===== EXCERPTED RECORDS

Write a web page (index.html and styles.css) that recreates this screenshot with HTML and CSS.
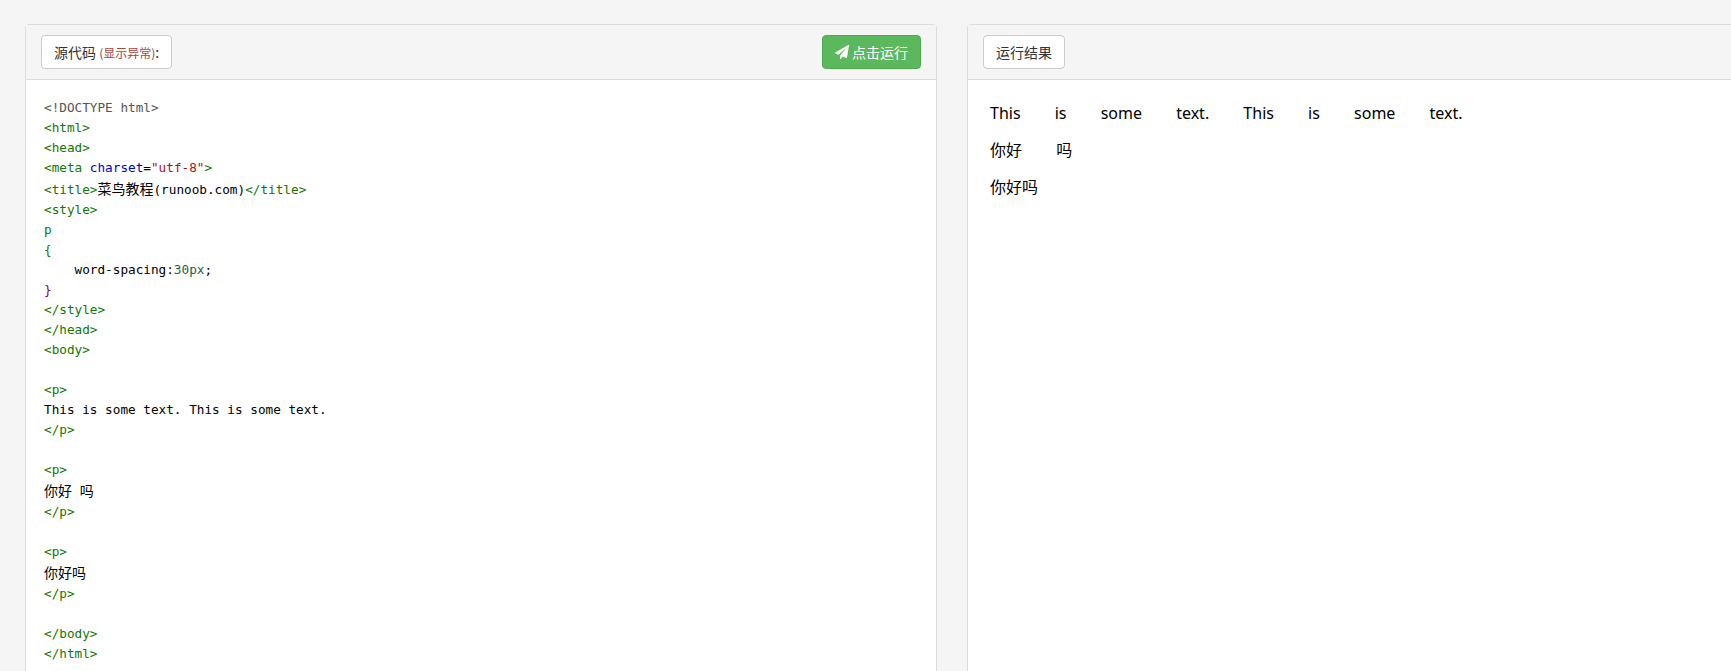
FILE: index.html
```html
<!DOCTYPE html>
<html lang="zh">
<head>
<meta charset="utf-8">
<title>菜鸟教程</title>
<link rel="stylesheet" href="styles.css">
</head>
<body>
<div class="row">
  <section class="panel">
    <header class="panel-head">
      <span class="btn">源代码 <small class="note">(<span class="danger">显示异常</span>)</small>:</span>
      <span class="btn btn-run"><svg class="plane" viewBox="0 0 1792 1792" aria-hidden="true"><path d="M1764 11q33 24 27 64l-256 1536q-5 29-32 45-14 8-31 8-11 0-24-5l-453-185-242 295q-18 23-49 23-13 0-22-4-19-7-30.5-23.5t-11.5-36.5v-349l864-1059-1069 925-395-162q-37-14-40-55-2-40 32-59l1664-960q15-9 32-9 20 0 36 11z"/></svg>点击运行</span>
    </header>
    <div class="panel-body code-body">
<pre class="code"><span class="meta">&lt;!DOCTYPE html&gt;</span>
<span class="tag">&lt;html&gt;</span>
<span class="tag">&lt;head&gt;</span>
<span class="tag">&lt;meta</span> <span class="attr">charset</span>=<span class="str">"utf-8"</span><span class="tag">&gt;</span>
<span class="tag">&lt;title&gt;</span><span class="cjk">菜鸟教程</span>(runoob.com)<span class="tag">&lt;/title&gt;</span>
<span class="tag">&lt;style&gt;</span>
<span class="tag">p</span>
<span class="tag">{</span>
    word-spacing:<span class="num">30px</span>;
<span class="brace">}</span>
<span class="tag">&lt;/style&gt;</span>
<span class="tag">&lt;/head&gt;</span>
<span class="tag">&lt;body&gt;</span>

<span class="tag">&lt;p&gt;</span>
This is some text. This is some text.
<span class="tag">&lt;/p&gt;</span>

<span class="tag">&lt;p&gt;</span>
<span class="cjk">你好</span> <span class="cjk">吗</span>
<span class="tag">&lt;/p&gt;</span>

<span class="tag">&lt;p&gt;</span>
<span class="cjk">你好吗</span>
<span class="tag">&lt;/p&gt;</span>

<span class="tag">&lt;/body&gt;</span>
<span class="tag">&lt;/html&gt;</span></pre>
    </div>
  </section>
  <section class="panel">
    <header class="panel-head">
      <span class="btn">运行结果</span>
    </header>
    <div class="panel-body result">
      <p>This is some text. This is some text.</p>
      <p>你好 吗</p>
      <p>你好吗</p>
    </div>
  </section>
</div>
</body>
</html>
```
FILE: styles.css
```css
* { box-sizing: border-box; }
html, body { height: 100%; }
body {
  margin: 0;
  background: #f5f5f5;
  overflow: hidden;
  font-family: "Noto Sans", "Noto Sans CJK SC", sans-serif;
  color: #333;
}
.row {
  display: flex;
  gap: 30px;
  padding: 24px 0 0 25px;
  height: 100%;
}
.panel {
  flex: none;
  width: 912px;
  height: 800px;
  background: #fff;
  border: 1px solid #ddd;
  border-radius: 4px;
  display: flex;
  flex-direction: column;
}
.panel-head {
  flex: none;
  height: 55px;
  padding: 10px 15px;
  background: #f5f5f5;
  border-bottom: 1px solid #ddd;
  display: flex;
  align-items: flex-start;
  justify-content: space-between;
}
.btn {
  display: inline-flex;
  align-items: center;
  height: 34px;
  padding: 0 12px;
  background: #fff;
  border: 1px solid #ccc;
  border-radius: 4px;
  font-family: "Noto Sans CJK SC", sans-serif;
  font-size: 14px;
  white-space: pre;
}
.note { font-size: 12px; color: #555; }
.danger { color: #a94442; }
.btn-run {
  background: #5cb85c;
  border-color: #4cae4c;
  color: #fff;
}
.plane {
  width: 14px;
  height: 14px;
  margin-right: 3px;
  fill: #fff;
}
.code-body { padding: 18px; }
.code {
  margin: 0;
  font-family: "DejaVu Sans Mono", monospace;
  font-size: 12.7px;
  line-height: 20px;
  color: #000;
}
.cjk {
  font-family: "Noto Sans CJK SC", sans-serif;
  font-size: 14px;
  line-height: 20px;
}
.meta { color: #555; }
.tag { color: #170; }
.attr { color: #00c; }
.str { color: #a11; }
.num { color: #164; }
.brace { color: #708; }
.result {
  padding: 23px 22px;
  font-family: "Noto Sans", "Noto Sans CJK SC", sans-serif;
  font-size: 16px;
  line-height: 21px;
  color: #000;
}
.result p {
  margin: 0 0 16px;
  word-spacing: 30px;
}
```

==========
===== EXCERPTED RECORDS

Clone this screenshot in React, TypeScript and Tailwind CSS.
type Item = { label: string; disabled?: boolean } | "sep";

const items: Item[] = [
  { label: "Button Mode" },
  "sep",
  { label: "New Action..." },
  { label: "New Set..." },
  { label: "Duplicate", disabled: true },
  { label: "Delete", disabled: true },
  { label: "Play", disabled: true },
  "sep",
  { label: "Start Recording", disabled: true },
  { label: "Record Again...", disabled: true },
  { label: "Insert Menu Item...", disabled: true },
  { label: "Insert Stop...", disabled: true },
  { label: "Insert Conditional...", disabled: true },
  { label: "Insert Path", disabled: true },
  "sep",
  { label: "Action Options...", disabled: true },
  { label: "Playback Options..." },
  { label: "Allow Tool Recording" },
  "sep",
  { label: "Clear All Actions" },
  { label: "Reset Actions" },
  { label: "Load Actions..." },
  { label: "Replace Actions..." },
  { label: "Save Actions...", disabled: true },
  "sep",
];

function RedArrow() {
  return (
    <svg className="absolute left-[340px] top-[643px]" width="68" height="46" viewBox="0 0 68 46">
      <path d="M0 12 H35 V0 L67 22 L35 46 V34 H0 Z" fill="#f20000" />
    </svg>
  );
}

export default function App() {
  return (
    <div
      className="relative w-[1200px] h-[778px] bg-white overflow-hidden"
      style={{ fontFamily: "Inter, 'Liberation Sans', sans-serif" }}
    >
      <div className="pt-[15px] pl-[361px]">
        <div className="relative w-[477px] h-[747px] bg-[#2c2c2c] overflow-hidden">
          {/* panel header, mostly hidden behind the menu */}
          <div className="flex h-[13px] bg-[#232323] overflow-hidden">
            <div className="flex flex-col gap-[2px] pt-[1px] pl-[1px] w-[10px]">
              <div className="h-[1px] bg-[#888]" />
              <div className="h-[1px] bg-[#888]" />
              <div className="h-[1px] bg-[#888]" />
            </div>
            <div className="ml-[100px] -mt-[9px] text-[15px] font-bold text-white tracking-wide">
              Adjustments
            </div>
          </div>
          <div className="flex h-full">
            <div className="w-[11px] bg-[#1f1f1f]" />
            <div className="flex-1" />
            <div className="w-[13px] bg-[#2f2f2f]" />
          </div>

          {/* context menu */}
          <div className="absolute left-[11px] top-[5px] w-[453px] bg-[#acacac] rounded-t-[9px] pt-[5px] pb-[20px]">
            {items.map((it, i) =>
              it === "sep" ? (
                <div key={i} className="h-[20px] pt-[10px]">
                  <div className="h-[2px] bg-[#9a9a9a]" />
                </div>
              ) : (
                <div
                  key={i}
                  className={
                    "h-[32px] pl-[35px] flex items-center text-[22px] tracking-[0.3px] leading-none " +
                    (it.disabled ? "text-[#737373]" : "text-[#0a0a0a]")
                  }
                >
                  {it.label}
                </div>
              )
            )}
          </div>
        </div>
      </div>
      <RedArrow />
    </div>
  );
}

==========

DIRECTION » Only the lines from the one containing "Clone this screenshot" to the one containing "string; disabled?: boolean" are to be printed, both ends included, exactly as written.

EXPECTED OUTPUT »
Clone this screenshot in React, TypeScript and Tailwind CSS.
type Item = { label: string; disabled?: boolean } | "sep";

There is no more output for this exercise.